Warning: This will remove all data on the laptop and take a few minutes to reconfigure the system the next time you boot.
- Unplug the laptop
- Remove the battery
- Remove the silver tape next to the battery terminals
- Flip the developer mode switch
Do not plug it back in until noted in the instructions to avoid electrocution or damage to the laptop
Remove the pesky “Block writing to the BIOS tab”
This tab prevents data from being written to the BIOS. You can leave it in if you like, but it was a huge pain when I needed to make a boot order change so I completely removed it. If you opt to leave it in place, leave the bottom cover off for the remainder of the tutorial and make sure to place the laptop on a non-conductive surface. Avoid touching any exposed electronic components.
- Remove 12 screws from the bottom of the CR-48 (including two under the rear rubber feet)
- Carefully remove the bottom (pull from the VGA side to prevent damaging any ports)
- Find the silver tab held down by a plastic rivet (near the SIM card slot)
- Rip it out with extreme prejudice
- Replace cover and all screws
Boot up and install a new BIOS
Now is the time to plug the laptop back in. After turning on the developer mode, it will take several minutes to wipe the existing configurations and boot up.
- When presented with the frowning face you will have to press CTRL-D to get the system to boot
- Follow the steps to get the system connected to a wireless network but do not log in
- Press CTRL-ALT-→ to open a shell
- Log in with the username chronos and no password
- Download the new BIOS by entering the following command
download it here and put it in your own repository
sudo flashrom -r backup.bin
sudo flashrom -w cr48bios_0.bin
Note: Now is the time to put the cover back on if you have decided not to remove the BIOS protection tab.
Prepare the Backtrack Installation Media
Decide which version you want, I went with the newest at the time (Backtrack 5 R3, Gnome, x64). For this step I will assume you have a Windows machine available and either an SD card or USB stick (>4GB).
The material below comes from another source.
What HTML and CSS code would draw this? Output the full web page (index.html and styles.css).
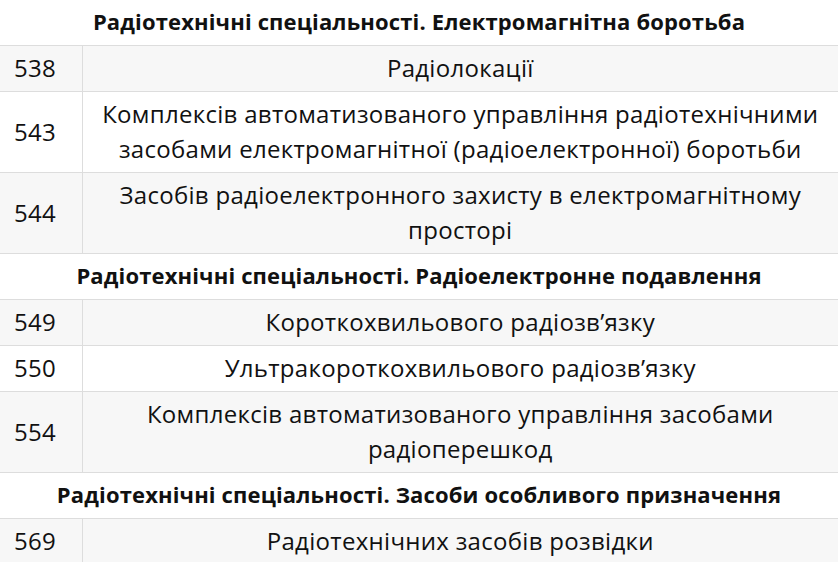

I found that the most common tool used by the CR-48 community, UNetbootin, doesn’t work very well on OSX and won’t make the drive bootable so I resorted to using Rufus in Windows. If there’s another way that’s easier for you (external DVD drive, dd, etc.), knock yourself out. UNetbootin will automatically download and install certain version of many distributions, unfortunately it doesn’t have BT5R3 yet. Rufus on the other hand simply takes whatever you give it and makes an MS-DOS bootable disk out of it. So either way, I had to download it.
- Download the Rufus tool here
- Go to the Backtrack Linux download page and grab your version.
- Under “Device” choose your installation media (this tool will wipe it out, so be sure it’s the right one)
- Open Rufus and select “Quick Format” and “Create a bootable disk using:” (This is where you choose your ISO)
- Click “Start” and wait
I found Rufus to be a bit faster and more effective than UNetbootin after several failed attempts to get anything to boot off the drives.
This is where it gets even easier.
- Insert your SD card or USB stick into the CR-48 destined for greatness
- Power up and hit F10 (Volume up) to be sure it boots from the correct drive
- Once the boot menu is displayed, select “Backtrack Text – Default Boot Text Mode”
- Wait while it loads, as soon as the boot is complete, you are dropped to a command prompt
- Enter “startx” to go into the GUI
- Once the system is loaded, you’ll see an icon on the desktop labeled “Install Backtrack” you should double click
- The installer will pop up and guide you through language selection, time zone, keyboard layout, and disk options (I just used the whole 16GB SSD and blew out ChromeOS)
- Once you hit “Install” on the last page it’ll take about 30 minutes to complete
- Remove the installation media and reboot
That’s it. You now have Backtrack running on your CR-48. The Atheros radio allows for all kinds of fun and is recognized by default using the “ath9k” driver. The only thing I have noticed is a bit off is the trackpad… but it was that way even in ChromeOS.
Next up, I’m trying to get my Wildpackets branded Edimax EW-7733UnD working. Initial attempts at midnight last night were fruitless.